* [What you will do]: Your answer is a single number: the count of lines that contain the string "size".

* [Recorded information]:
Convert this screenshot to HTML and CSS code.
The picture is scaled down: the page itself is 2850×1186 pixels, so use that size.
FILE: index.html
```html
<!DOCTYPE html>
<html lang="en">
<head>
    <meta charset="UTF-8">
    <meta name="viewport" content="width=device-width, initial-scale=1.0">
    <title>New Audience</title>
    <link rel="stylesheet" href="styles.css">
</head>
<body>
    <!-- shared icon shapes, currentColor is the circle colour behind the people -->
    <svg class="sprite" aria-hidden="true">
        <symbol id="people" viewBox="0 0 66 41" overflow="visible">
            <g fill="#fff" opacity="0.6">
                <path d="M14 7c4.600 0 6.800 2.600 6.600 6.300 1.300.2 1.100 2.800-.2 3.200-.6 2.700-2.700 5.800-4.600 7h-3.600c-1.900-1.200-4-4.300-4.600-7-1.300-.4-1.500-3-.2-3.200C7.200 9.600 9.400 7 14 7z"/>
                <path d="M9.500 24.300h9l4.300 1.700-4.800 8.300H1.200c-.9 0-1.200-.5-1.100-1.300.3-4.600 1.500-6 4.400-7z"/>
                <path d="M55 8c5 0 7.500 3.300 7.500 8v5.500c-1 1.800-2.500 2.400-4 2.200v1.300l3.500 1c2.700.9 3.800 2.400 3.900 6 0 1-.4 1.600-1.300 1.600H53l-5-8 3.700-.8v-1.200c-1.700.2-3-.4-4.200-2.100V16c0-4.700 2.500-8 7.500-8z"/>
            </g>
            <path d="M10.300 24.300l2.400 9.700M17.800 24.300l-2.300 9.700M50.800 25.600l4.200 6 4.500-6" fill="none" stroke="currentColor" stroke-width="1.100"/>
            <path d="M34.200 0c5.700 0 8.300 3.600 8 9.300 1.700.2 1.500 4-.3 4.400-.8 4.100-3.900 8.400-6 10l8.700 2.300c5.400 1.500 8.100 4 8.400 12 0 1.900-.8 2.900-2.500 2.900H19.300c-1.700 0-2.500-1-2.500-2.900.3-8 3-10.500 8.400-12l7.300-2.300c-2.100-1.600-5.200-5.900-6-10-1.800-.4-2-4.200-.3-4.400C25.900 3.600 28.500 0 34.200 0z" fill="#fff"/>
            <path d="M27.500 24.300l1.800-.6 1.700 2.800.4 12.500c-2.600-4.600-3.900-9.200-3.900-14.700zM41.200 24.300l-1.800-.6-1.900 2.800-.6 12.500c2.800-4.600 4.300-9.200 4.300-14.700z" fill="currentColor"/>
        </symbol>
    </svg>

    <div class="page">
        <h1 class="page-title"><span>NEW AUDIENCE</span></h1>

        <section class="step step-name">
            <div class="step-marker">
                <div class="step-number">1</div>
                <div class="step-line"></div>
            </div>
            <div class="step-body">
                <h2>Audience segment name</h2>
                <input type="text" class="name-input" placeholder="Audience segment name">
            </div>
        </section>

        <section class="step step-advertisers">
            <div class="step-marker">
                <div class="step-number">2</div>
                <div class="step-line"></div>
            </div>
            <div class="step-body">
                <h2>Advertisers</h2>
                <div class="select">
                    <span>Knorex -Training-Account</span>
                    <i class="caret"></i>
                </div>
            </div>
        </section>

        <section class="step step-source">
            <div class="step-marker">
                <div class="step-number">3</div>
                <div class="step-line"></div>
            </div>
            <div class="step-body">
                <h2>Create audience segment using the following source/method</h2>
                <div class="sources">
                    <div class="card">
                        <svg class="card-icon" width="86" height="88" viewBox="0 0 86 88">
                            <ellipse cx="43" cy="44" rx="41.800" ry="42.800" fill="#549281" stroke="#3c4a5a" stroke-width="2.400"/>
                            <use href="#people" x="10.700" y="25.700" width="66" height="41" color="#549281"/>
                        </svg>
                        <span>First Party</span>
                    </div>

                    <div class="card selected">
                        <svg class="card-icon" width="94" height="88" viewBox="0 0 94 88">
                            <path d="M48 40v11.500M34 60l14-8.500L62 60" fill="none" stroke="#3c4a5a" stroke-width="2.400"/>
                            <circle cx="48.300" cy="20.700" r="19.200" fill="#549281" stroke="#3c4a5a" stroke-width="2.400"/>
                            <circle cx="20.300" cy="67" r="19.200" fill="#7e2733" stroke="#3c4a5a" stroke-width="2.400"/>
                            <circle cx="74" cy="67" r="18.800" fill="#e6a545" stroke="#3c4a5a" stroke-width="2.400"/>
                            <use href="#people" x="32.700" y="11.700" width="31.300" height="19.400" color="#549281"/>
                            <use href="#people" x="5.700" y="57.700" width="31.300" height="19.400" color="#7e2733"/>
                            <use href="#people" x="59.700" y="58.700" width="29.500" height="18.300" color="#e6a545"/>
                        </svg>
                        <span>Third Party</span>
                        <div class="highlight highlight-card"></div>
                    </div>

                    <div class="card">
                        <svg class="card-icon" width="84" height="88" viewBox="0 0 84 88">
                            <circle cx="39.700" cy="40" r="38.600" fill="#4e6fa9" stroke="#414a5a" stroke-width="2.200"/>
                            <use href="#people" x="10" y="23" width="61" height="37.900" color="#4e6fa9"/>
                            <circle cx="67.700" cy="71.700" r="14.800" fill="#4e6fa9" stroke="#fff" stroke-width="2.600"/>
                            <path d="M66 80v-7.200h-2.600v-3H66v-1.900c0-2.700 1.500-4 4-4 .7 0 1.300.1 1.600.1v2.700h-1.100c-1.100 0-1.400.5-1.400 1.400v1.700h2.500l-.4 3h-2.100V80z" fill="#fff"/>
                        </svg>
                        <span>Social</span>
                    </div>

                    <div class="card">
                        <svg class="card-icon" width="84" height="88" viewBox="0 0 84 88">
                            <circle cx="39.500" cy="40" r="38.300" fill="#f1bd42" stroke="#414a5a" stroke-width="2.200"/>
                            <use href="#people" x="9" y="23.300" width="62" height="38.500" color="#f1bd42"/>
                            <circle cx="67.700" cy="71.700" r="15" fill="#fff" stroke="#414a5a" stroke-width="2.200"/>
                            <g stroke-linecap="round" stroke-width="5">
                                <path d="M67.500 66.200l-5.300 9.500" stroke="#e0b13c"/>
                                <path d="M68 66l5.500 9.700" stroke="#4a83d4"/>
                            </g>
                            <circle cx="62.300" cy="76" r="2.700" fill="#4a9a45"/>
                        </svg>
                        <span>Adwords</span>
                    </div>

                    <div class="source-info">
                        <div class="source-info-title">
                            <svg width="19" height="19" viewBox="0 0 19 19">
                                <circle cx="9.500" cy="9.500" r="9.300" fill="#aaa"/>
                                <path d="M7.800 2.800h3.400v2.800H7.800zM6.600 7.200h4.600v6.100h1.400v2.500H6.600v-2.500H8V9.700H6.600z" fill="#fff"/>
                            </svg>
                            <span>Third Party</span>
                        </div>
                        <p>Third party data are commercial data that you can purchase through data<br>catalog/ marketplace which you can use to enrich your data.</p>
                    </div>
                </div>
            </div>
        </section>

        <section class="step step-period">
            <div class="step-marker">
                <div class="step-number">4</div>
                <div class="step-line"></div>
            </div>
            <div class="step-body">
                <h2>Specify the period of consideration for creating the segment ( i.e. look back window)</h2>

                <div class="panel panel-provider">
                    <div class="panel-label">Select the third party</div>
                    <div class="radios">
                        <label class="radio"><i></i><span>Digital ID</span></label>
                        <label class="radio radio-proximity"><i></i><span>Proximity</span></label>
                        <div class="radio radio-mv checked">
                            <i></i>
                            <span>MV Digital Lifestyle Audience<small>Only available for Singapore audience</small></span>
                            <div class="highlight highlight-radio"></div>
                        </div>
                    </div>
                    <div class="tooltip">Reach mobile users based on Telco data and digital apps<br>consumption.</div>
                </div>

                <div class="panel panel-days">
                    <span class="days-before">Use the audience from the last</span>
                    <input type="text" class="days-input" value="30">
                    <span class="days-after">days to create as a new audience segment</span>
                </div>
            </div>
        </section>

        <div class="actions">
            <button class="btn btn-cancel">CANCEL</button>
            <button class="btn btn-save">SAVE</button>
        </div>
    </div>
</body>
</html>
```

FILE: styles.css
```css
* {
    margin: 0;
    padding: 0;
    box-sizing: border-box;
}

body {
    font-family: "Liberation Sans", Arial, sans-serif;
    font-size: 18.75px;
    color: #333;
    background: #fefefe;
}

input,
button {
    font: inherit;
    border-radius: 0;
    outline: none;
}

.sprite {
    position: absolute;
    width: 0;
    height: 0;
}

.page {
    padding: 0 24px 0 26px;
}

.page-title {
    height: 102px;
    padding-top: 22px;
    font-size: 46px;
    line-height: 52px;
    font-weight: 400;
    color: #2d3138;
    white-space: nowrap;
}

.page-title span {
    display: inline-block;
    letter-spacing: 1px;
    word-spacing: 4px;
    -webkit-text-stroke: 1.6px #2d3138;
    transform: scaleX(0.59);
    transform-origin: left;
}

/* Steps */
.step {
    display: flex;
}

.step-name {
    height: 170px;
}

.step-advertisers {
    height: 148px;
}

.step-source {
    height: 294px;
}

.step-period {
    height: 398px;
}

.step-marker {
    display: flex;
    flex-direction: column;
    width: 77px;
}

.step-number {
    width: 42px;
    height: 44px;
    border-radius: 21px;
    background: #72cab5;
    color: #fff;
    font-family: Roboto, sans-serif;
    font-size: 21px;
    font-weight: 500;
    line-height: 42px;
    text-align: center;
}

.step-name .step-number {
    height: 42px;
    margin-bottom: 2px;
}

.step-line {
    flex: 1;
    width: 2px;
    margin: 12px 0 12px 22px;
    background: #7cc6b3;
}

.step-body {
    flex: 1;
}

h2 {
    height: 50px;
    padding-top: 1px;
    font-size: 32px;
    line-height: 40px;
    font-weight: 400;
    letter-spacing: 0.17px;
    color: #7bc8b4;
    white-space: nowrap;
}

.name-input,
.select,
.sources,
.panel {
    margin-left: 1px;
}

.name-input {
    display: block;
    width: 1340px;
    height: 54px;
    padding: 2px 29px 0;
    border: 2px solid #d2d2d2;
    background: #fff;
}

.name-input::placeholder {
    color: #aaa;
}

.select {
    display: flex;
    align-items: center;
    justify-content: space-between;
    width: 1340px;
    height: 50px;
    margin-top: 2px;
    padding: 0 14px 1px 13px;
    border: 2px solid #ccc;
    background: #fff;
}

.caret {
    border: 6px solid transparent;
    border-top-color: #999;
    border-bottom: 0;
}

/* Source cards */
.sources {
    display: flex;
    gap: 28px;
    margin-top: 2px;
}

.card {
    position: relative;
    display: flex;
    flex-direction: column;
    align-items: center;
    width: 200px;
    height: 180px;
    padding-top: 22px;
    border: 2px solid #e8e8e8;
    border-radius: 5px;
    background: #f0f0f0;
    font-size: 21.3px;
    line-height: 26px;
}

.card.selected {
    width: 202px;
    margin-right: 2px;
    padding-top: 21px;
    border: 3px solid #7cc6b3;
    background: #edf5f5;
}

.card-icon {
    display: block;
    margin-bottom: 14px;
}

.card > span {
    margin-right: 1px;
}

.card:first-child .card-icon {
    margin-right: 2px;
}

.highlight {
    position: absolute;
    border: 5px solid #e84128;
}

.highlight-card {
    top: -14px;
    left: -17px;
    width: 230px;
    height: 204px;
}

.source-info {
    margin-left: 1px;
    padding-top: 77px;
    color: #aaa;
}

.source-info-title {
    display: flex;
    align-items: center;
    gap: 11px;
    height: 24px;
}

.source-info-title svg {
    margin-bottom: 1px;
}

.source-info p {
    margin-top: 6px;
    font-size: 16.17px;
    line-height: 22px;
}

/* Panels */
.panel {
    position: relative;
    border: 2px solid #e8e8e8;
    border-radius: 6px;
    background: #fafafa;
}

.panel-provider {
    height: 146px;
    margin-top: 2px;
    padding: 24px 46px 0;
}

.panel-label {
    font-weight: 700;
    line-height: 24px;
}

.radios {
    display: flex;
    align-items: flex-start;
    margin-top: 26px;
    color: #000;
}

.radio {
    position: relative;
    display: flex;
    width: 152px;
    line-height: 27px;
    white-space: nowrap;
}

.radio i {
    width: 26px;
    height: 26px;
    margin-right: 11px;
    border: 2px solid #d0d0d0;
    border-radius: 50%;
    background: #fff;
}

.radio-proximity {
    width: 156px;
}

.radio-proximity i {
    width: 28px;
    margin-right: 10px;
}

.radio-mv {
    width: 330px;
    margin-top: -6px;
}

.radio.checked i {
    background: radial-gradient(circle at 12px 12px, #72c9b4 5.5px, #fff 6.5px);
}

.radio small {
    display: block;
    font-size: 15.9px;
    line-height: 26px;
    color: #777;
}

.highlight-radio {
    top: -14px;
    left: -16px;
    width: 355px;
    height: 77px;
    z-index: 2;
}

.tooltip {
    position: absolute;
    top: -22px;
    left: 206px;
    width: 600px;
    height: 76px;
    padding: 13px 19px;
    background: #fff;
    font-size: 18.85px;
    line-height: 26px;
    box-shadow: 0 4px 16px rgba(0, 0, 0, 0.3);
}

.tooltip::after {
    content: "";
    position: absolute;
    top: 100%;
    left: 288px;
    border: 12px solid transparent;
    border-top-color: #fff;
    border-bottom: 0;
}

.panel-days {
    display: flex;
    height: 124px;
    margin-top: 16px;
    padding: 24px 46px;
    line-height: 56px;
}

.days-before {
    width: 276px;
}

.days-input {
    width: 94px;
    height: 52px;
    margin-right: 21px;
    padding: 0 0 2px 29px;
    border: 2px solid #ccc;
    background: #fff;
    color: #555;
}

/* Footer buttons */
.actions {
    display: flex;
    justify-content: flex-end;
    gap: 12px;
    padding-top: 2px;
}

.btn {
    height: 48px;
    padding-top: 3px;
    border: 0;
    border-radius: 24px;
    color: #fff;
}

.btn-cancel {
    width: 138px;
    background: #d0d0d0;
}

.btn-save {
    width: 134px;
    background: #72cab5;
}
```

* [Task result]: 9